Moving on from something as specific as one sector of criminology, Alexia finished off with how people in general should be strong, independent and never stop trying to achieve their goals. Sharks, in more ways than one.
4. “The creative and the curious have much to learn from each other”
Photographer, artist, curator and self-professed ‘impatient dreamer’ Alexandra Pace took the stage to tell the story of how a beautiful house that was in her family for three generations ended up as the amazing Valletta independent art space Blitz. She confessed her love for the word ‘rhizome’; a continuously growing horizontal underground stem with infinite offshoots. In her mind, the concept of the rhizome has constantly followed her throughout her life, and when she felt like she was walking away from something, she always found herself coming back, all the better for it.

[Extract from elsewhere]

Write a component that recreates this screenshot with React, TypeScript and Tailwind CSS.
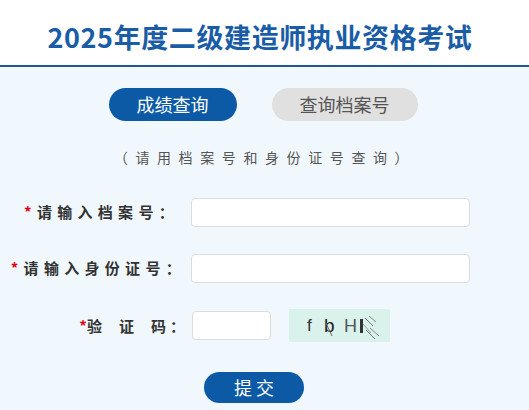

Alexandra’s presentation was another case of a specific (and extremely personal) talk taking an inspiring offshoot into something that everyone can take home with them. For her, the creative world has a lot to learn from the curious world, and with such a simple phrase, she brought out the whole theme of the night in full force.
5. “Empowerment manifests itself in a sense of conviction”

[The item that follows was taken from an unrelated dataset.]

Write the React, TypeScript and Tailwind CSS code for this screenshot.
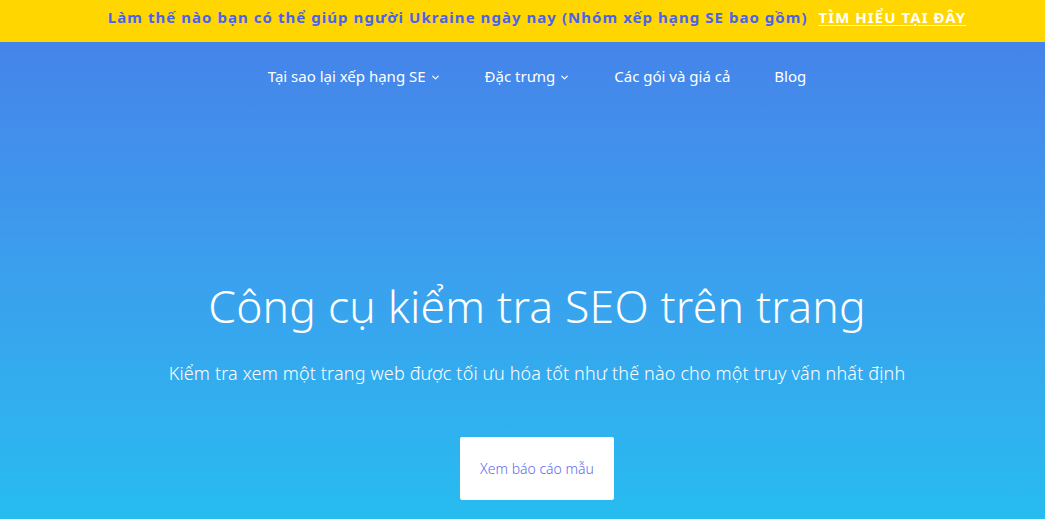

Attempting to challenge preconceptions (and misconceptions) on the concept of motherhood, Andrea Dibben had one very important to say; mother work is an essential social function.
Starting off with an exploration of Kate Middleton as a mother and effortlessly switching to her very own personal experiences as a mother, Andrea took the audience on a trip through what it means to be a mother, and the many stereotypes that go with it.
Jokingly pointing out that the conference was perfectly planned to be held on the day of Our Lady Of Sorrows, Andrea’s talk constantly shifted from amusing to serious, reminding everyone about the vitality of the mother.
6. “If filling your collection isn’t the challenge, curating it is”
Thomas Camilleri was the last to take the stage, and his talk Curating the Mind was definitely the perfect closer. Talking about the amount of new information that younger generations have had to take in and adapt as a result of it all, Thomas went from the concept of millennials to the issue of trying to curate all the information we’re fed.
“We’re the generation that went from cassettes to Spotify,” he exclaimed, “we’re obviously highly adaptable!” The younger generation is more likely to change jobs or embark on new and exciting experiences, and as a result, certain things might lose their permanence. For Thomas, however, this should not be an issue of worry. If anything, what he proposed is to be mindful of what to curate, and be excited at the prospect of a constantly changing flow of information.
Quite literally, he spoke about each and every person’s mind museum’, and the implications of the two most famous (and incorrect) choices of either constantly changing important memories and pieces of information, or ‘freezing the collection’ at a positive point and refusing to add anything more to it. Smiling at the audience, he concluded, “What will your museum look like?”